One aspect of that is simply that I now write whatever I want, I am free to expand far beyond the parameters of what would be acceptable to publishers. Another aspect is that I take a couple days after each Arisugawa Park post, to go back and edit. Each time I do so I dig deeper, such that readers can watch the creative process unfold in real time.

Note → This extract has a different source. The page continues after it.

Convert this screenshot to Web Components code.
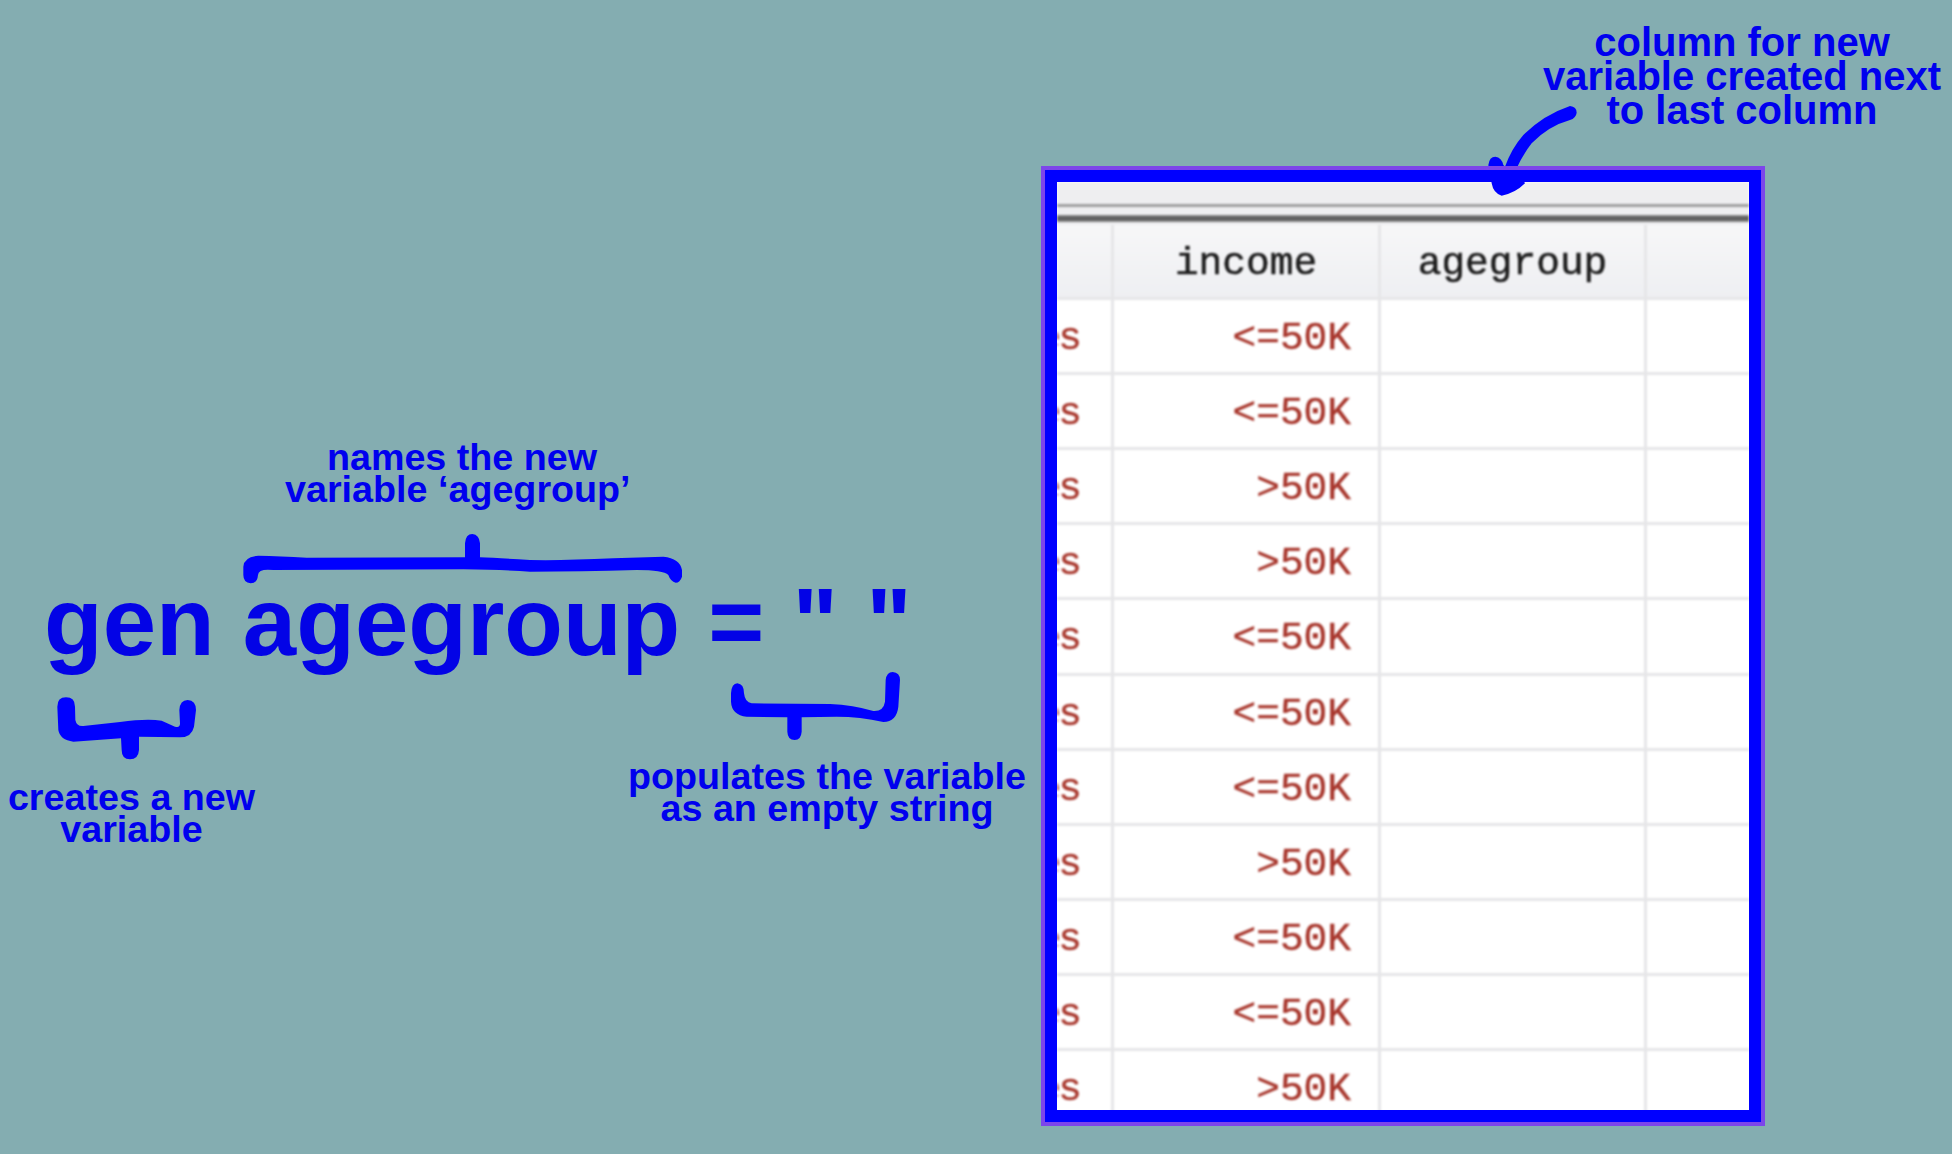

Sections can get pretty complex, which I don't mind––take the last paragraph of the latest section "1.29 - Uneventful Circuit." Now in its third round of post blog-posting edits, it reads:
"The real tragedy was not that Niigata had been bombed, that had been expected and prepared for. Hayao would have gladly sacrificed his city to save the lives of so many others. The tragedy was that the vengeance-minded foe had gone for the safer, yet infinitely more cruel, option of destroying a city still densely populated and––insanely––on a sea plain, where the radioactivity was not contained by forces other than the limits of the coastline, horizon. And in relentless continuation, Japan had replicated this phenomenon in its own now deeply off-limits containment zone, Fukushima. Maybe there was another meaning to bleached bone on a remote coast––even there, the absence of life could not be ignored. Even there he would not let himself go, he would pin himself into the crevices, tie into the rock and feed off of the tidal pattern of waves, alternately wetting and drying him."